Aim of the exercise:
Only the lines from the top of the listing below to the line that has "const help = ()" should be echoed, with both ends kept and pictures left out.

Data extract:
%%
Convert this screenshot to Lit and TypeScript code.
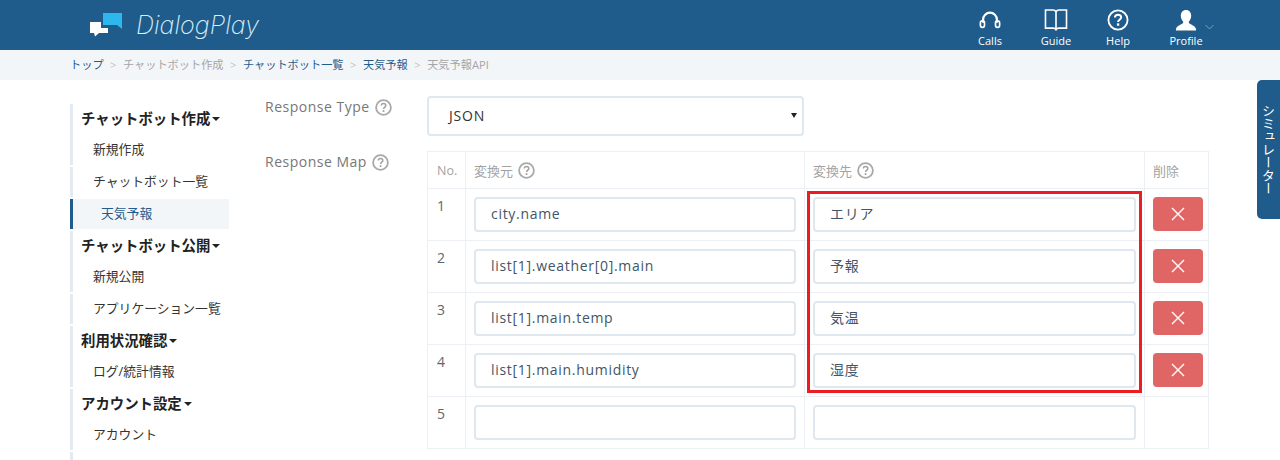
import { LitElement, html, css, svg } from "lit";
import { customElement } from "lit/decorators.js";

const help = () => html`<svg class="help" width="17" height="17" viewBox="0 0 17 17"><circle cx="8.5" cy="8.5" r="7.400" fill="none" stroke="#a9a9a9" stroke-width="1.800"/><path d="M6.300 6.600c0-1.400 1-2.200 2.300-2.200s2.200.8 2.200 2c0 1.800-2.200 1.800-2.200 3.600" fill="none" stroke="#a0a0a0" stroke-width="1.500"/><rect x="7.700" y="11.200" width="1.700" height="1.800" fill="#a0a0a0"/></svg>`;

const icons = {
  calls: svg`<path d="M4.500 13V9.500a7.500 7.500 0 0 1 15 0V13" fill="none" stroke="#fff" stroke-width="2.400"/><rect x="1.500" y="11" width="4.500" height="7" rx="2.200" fill="none" stroke="#fff" stroke-width="1.800"/><rect x="18" y="11" width="4.500" height="7" rx="2.200" fill="none" stroke="#fff" stroke-width="1.800"/>`,
  guide: svg`<path d="M1 1h8c1.500 0 2.500 1 3 2 .5-1 1.500-2 3-2h8v19h-8c-1.500 0-2.500.5-3 1.500-.5-1-1.500-1.500-3-1.500H1zM12 3v18.500" fill="none" stroke="#fff" stroke-width="1.700"/>`,
  help: svg`<circle cx="12" cy="11.500" r="10" fill="none" stroke="#fff" stroke-width="1.900"/><path d="M8.800 9c0-2 1.400-3.100 3.300-3.100s3.200 1.100 3.200 2.800c0 2.600-3.200 2.600-3.200 5" fill="none" stroke="#fff" stroke-width="2.100"/><rect x="10.900" y="15" width="2.400" height="2.500" fill="#fff"/>`,
  user: svg`<path d="M12 1c3.300 0 5.400 2.500 5.400 6 0 2.600-1 4.800-2.400 6v1.500c0 1.300 6.500 2.500 7.500 6.500v1.500h-21V21c1-4 7.500-5.200 7.500-6.500V13C7.600 11.800 6.600 9.600 6.600 7c0-3.500 2.100-6 5.400-6z" fill="#fff"/>`,
};

@customElement("app-root")
export class AppRoot extends LitElement {
  static styles = css`
    :host { display: block; height: 460px; overflow: hidden; position: relative; background: #fff; font-family: "Open Sans", "Noto Sans CJK JP", sans-serif; color: #333; }
    * { box-sizing: border-box; }
    .top { height: 50px; background: #1f5c8b; display: flex; align-items: flex-start; }
    .logo { display: flex; margin-left: 90px; padding-top: 13px; }
    .logo svg { display: block; }
    .brand { margin-left: 14px; margin-top: -1px; font: italic 200 25.100px/26px Inter, sans-serif; color: #d5effb; }
    .nav { margin-left: auto; display: flex; margin-right: 64px; }
    .nav-item { width: 60px; display: flex; flex-direction: column; align-items: center; color: #fff; font-size: 11px; line-height: 15px; padding-top: 9px; position: relative; }
    .nav-item svg { display: block; margin-bottom: 2px; }
    .g1 { margin-left: 6px; }
    .g2 { margin-left: 2px; }
    .g3 { margin-left: 8px; }
    .nav-item svg.chev { position: absolute; left: 49px; top: 24px; margin: 0; }
    .crumbs { height: 30px; background: #f3f6f9; display: flex; align-items: center; padding: 0 0 2px 70px; font-size: 11.200px; color: #a5a5a5; }
    .crumbs a { color: #1f5c8b; }
    .crumbs i { font-style: normal; color: #c4c4c4; margin: 0 6.500px; }
    .main { display: flex; align-items: flex-start; }
    .side { width: 159px; margin: 24px 0 0 70px; display: flex; flex-direction: column; gap: 2px; flex: none; }
    .grp { border-left: 3px solid #e3eaf2; }
    .head { height: 30px; padding-left: 8px; font-size: 14.400px; font-weight: 700; color: #222; line-height: 30px; display: flex; align-items: center; }
    .caret { display: inline-block; margin-left: 2px; border: 4px solid transparent; border-top: 4px solid #222; border-bottom: 0; }
    .lnk { height: 31px; line-height: 31px; padding-left: 20px; font-size: 12.800px; color: #333; }
    .single { height: 30px; line-height: 28px; }
    .grp.on { background: #f3f6f9; border-left-color: #1f5c8b; }
    .grp.on .lnk { padding-left: 28px; color: #1f5c8b; }
    .form { margin: 16px 0 0 36px; width: 944px; }
    .row { display: flex; }
    .lab { width: 162px; font-size: 14px; color: #777; letter-spacing: .5px; line-height: 22px; display: flex; align-items: flex-start; gap: 5px; }
    .lab svg { margin-top: 3px; }
    .r1 { height: 55px; }
    .sel { width: 377px; height: 40px; border: 2px solid #dfe7ef; border-radius: 4px; display: flex; align-items: center; justify-content: space-between; padding: 0 5px 2px 20px; font-size: 14px; color: #333; letter-spacing: .8px; }
    .arrow { border: 3px solid transparent; border-top: 5px solid #222; border-bottom: 0; }
    .wrap { position: relative; width: 781px; }
    table { border-collapse: collapse; table-layout: fixed; width: 781px; }
    th, td { border: 1px solid #ecf0f4; padding: 0; vertical-align: top; }
    th { height: 37px; font-weight: 400; font-size: 13px; color: #a3a3a3; text-align: left; vertical-align: middle; padding-left: 8px; }
    th span { display: inline-flex; align-items: center; gap: 5px; }
    th.no { padding-left: 9px; font-size: 12.500px; }
    td { height: 52px; padding: 8px 8px 0; }
    td.n { font-size: 14px; color: #666; padding: 7px 0 0 9px; }
    td.d { padding: 8px 5px 0 8px; }
    .inp { height: 35px; border: 2px solid #dfe7ef; border-radius: 4px; padding-left: 15px; font-size: 14px; line-height: 29px; letter-spacing: .7px; color: #445566; }
    .del { width: 50px; height: 34px; background: #e06565; border-radius: 4px; display: flex; align-items: center; justify-content: center; }
    .mark { position: absolute; left: 380px; top: 40px; width: 335px; height: 202px; border: 3px solid #ec1c24; pointer-events: none; }
    .sim { position: absolute; left: 1257px; top: 80px; width: 23px; height: 139px; background: #1f5c8b; border-radius: 5px 0 0 5px; color: #fff; font-size: 13px; writing-mode: vertical-rl; display: flex; align-items: center; justify-content: center; }
  `;

  render() {
    const rows = [["city.name", "エリア"], ["list[1].weather[0].main", "予報"], ["list[1].main.temp", "気温"], ["list[1].main.humidity", "湿度"]];
    const x = html`<svg width="14" height="14" viewBox="0 0 14 14"><path d="M1 1l12 12M13 1L1 13" stroke="#fff" stroke-width="1.400" fill="none"/></svg>`;
    const grp = (title: string, kids: string[]) => html`<div class="grp"><div class="head">${title}<span class="caret"></span></div>${kids.map((k) => html`<div class="lnk">${k}</div>`)}</div>`;
    return html`
      <header class="top">
        <div class="logo">
          <svg width="32" height="24" viewBox="0 0 32 24"><path d="M13 0H32V16L27 12H13Z" fill="#2db7ec"/><path d="M0 9H11V15H18V20H9L5 23.500 4 20H0Z" fill="#fff"/></svg>
          <div class="brand">DialogPlay</div>
        </div>
        <nav class="nav">
          <div class="nav-item"><svg width="22" height="22" viewBox="0 -2 24 24">${icons.calls}</svg>Calls</div>
          <div class="nav-item g1"><svg width="24" height="22" viewBox="0 0 24 23">${icons.guide}</svg>Guide</div>
          <div class="nav-item g2"><svg width="24" height="22" viewBox="0 0 24 23">${icons.help}</svg>Help</div>
          <div class="nav-item g3"><svg width="24" height="22" viewBox="0 0 24 23">${icons.user}</svg>Profile
            <svg class="chev" width="9" height="6" viewBox="0 0 9 6"><path d="M.5 1l4 4 4-4" fill="none" stroke="#7d9db8" stroke-width="1"/></svg></div>
        </nav>
      </header>
      <div class="crumbs"><a>トップ</a><i>&gt;</i>チャットボット作成<i>&gt;</i><a>チャットボット一覧</a><i>&gt;</i><a>天気予報</a><i>&gt;</i>天気予報API</div>
      <div class="main">
        <aside class="side">
          ${grp("チャットボット作成", ["新規作成"])}
          <div class="grp"><div class="lnk single">チャットボット一覧</div></div>
          <div class="grp on"><div class="lnk single">天気予報</div></div>
          ${grp("チャットボット公開", ["新規公開"])}
          <div class="grp"><div class="lnk single">アプリケーション一覧</div></div>
          ${grp("利用状況確認", ["ログ/統計情報"])}
          ${grp("アカウント設定", ["アカウント"])}
          <div class="grp"><div class="lnk single">ユーザー</div></div>
        </aside>
        <section class="form">
          <div class="row r1"><div class="lab">Response Type ${help()}</div><div class="sel">JSON<span class="arrow"></span></div></div>
          <div class="row"><div class="lab">Response Map ${help()}</div>
            <div class="wrap">
              <table>
                <colgroup><col style="width:38px"/><col style="width:339px"/><col style="width:340px"/><col style="width:64px"/></colgroup>
                <tr><th class="no">No.</th><th><span>変換元 ${help()}</span></th><th><span>変換先 ${help()}</span></th><th>削除</th></tr>
                ${rows.map((r, i) => html`<tr><td class="n">${i + 1}</td><td><div class="inp">${r[0]}</div></td><td><div class="inp">${r[1]}</div></td><td class="d"><div class="del">${x}</div></td></tr>`)}
                <tr><td class="n">5</td><td><div class="inp"></div></td><td><div class="inp"></div></td><td></td></tr>
              </table>
              <div class="mark"></div>
            </div>
          </div>
        </section>
      </div>
      <div class="sim">シミュレーター</div>
    `;
  }
}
%%
Written solution:
Convert this screenshot to Lit and TypeScript code.
import { LitElement, html, css, svg } from "lit";
import { customElement } from "lit/decorators.js";

const help = () => html`<svg class="help" width="17" height="17" viewBox="0 0 17 17"><circle cx="8.5" cy="8.5" r="7.400" fill="none" stroke="#a9a9a9" stroke-width="1.800"/><path d="M6.300 6.600c0-1.400 1-2.200 2.300-2.200s2.200.8 2.200 2c0 1.800-2.200 1.800-2.200 3.600" fill="none" stroke="#a0a0a0" stroke-width="1.500"/><rect x="7.700" y="11.200" width="1.700" height="1.800" fill="#a0a0a0"/></svg>`;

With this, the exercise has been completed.